自分の心に聴く
「正しい」と主張するためには、証拠が必要。科学の場合、その「証拠」に当たるのが、実験や観察の結果ということになります。
実験や観察が大事だってことは、小学校の頃からさんざん教わりますね。実際、実験や観察っていうのは、これはもう手順そのものなので、やり方も比較的簡単に教えられるわけです。
では、考える場合、哲学する場合には、どうやって証拠を得たらいいのでしょうか。そう、問題はそこなんですよね。そこが正直言って教えにくい。私も哲学をもう、三〇年くらい教えていますが、まだ試行錯誤の連続。だけど、一つ言えるのは、これはもう地道にやるしかない、ってことです。
科学の場合も、「実験、観察」と言ったって、実は地味な作業の繰り返しです。小中学生が学ぶときには、どういう結果が得られたらいいのかもう分かってるんで、言われた通り実験・観察していればいいけど、科学者たちが実際にやる場合には、「一回やってうまく行った、はいオッケー」っていうんじゃありません。うまく行ったのは「たまたま」かもしれないんで、それを何度も繰り返しやる。失敗したらまたやり直す。何度も失敗したら、ちょっとやり方を変えてみる。さっきはAという薬品を使ったけど、今度はBを使ってみる、それでもだめだったらC、D、EからZまで行って終わりかと思ったら今度はa 、b……、というように、ものすごく地道な作業です。

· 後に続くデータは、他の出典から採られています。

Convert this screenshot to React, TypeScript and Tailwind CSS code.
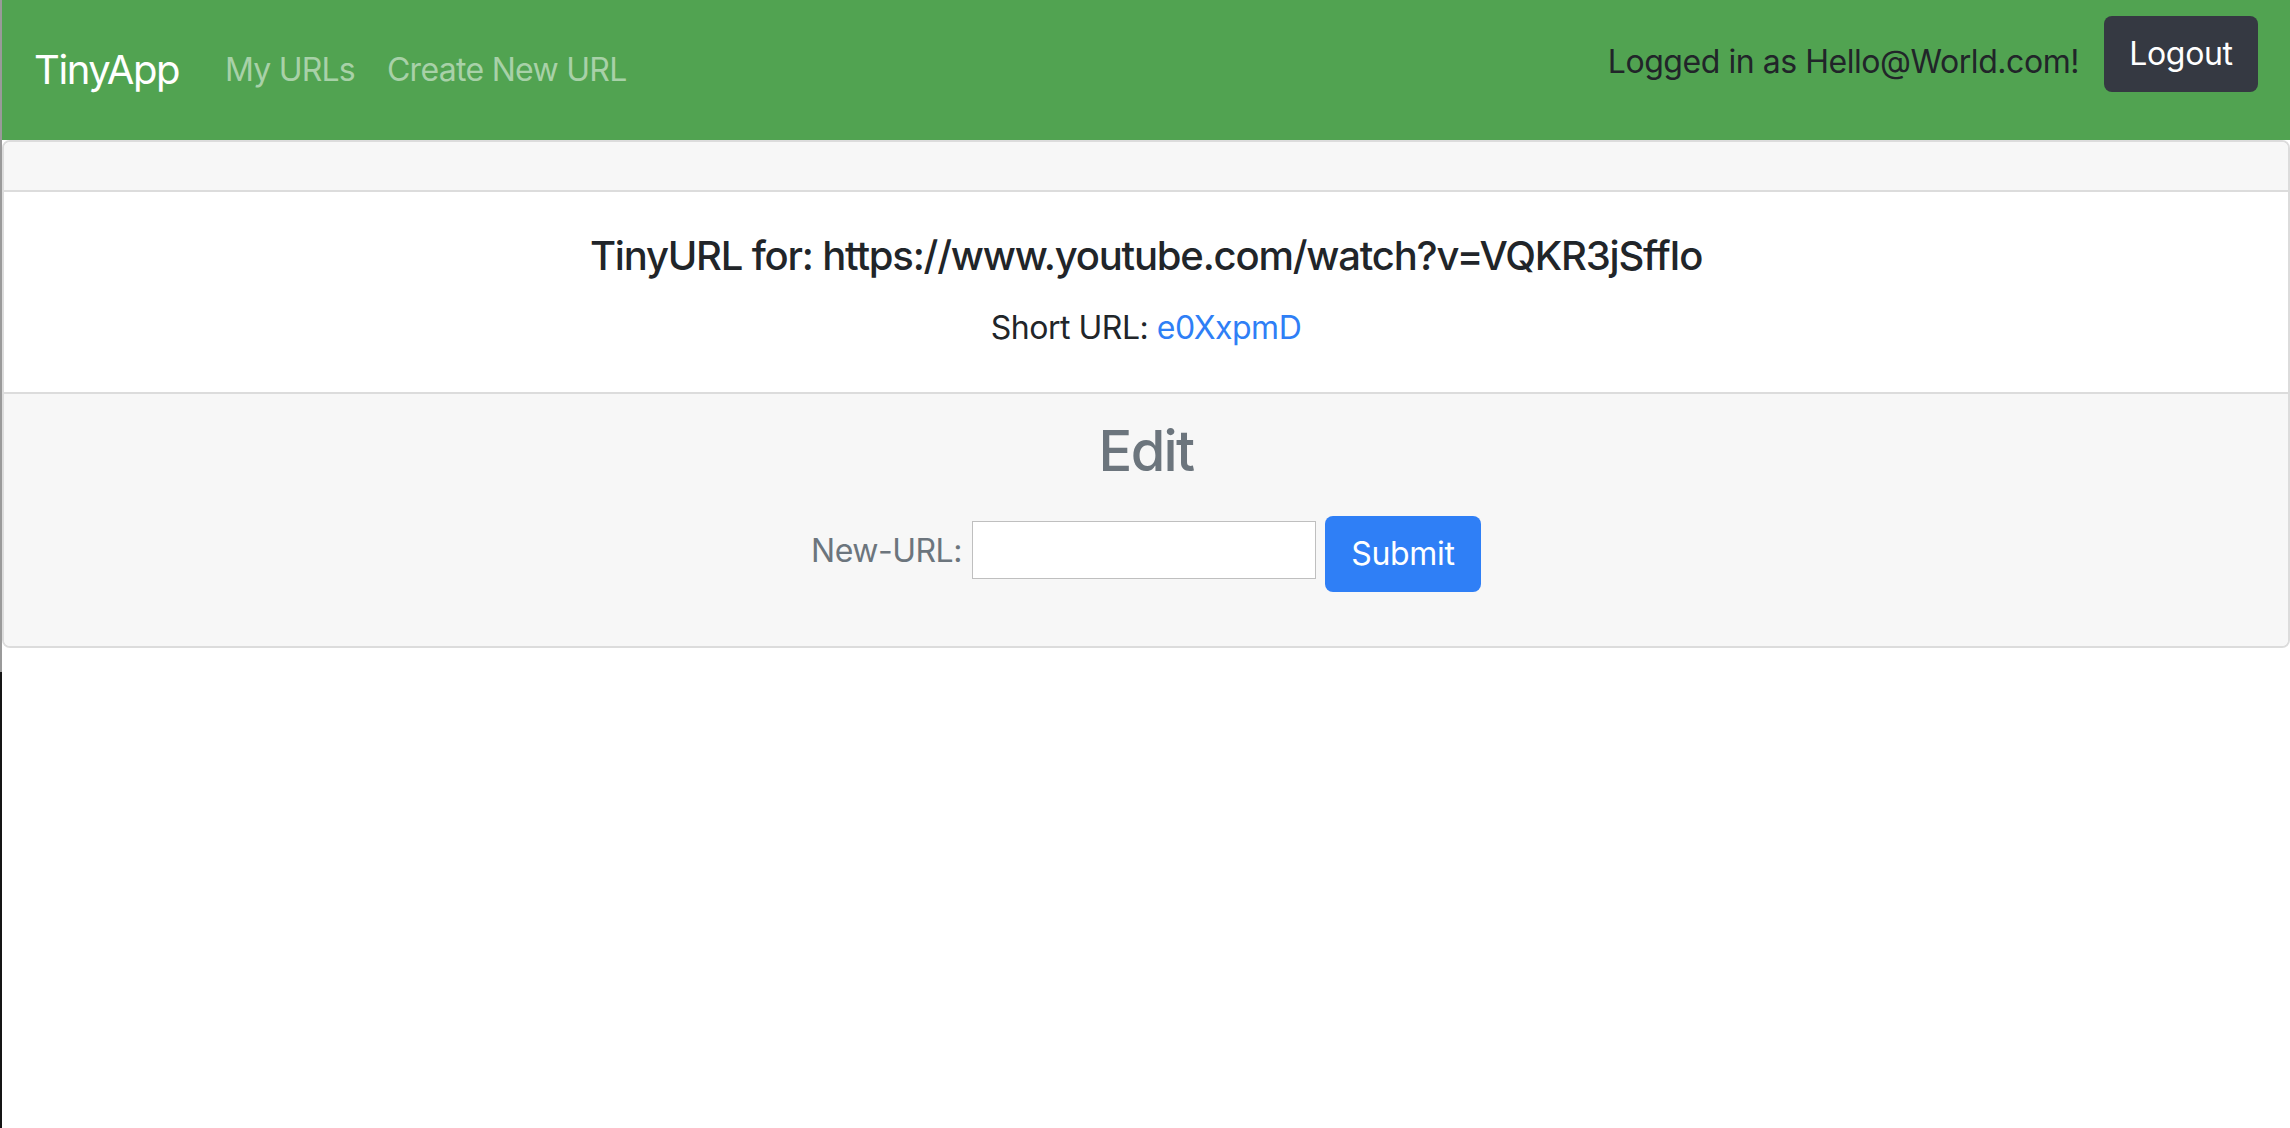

こうした科学の実証に対して、哲学では論証と言いますが、これも着実に一歩ずつが基本です。
ただ、「道具を使って、目を使って、相手にするのは物の世界」という実証に対して、理由や根拠を考える論証の場合には、物の世界、外に目を向けるんじゃなくて、自分の内側、心に問いかける。そういう違いがあります。
意味のある答え
大事なポイントなのでもう一度確認。大切なのは、意見、答えそのものというよりも、それの前提になっている理由、根拠だっていうことでした。
「人生はゲームだと言えるか」という問いに対して、「言える」とか「言えない」という答えを出すことは、もちろん大事です。だって、それを知りたくて問題を立てているわけだから。でもね、ぶっちゃけた話、内容についてまったく理解していなくても「そうだ!」とか「ノー!」とかって言えるじゃないですか。そうなんですよ、答えは大事だけど、もちろんその通りなんだけど、でも、答えだけでは実はほとんど意味がないのです。「言える」とか「言えない」という答えが答えとして意味をもつのは、「なぜそう言えるか/言えないか」という理由、前提とセットになってこそなのです。
例えば、「縦が四センチで横が五センチの長方形の面積はいくら?」と聞かれて、山田さんは、「長方形の面積は縦かける横だから、この場合は四×五で。答えは二〇平方センチ」と答えました。
西田さんは「長方形の面積は縦かける横で、問題の長方形の場合は四×五を計算すればいいんだから、答えは二〇〇平方センチ」と答えました。
吉村さんは「分かんないけど、だいたい二〇くらい」と答えました。
答えだけ見れば、西田さんは間違っているわけです。正解を答えたのは山田さんと吉村さん。だけど、みなさんが先生として採点する側だったらどうですか。吉村さんのに丸を付けたくないでしょう? だって、それは答えがたまたま合ってただけなんだから。本人も正直に言っているように、分かっていないわけだからね。
それに対して、西田さんは、答え(結論)そのものは間違っているけど、考え方(理由)は合っているわけです。もちろん、いちばんいいのは、山田さんの、考え方も答えも合っている場合だけど。
だから、私がこの三つの答えを採点するなら、山田さん一〇点満点、西田さん五点、吉村さん零点かな。まあ、吉村さんの場合、たまたまだとは言え、「答え」(だけ)は合っているんだからというので、大負けにオマケしても、二点というところでしょうか。逆に、西田さんには七点か八点あげてもいいくらい。
「それはおかしい、だって西田さんの答えは間違っているじゃないか。だけど、吉村さんの答えは合ってる」と言う人がいるかもしれません。でもね、考えてみれば、西田さんは分かってるでしょう? それに対して吉村さんは、申し訳ないけど分かってない。
そう、大事なのは、「答えを出す」とか、「答えを知る」とかじゃなくて、「問題について理解する」こと、「何が問題になっているかが分かる」ことなのです。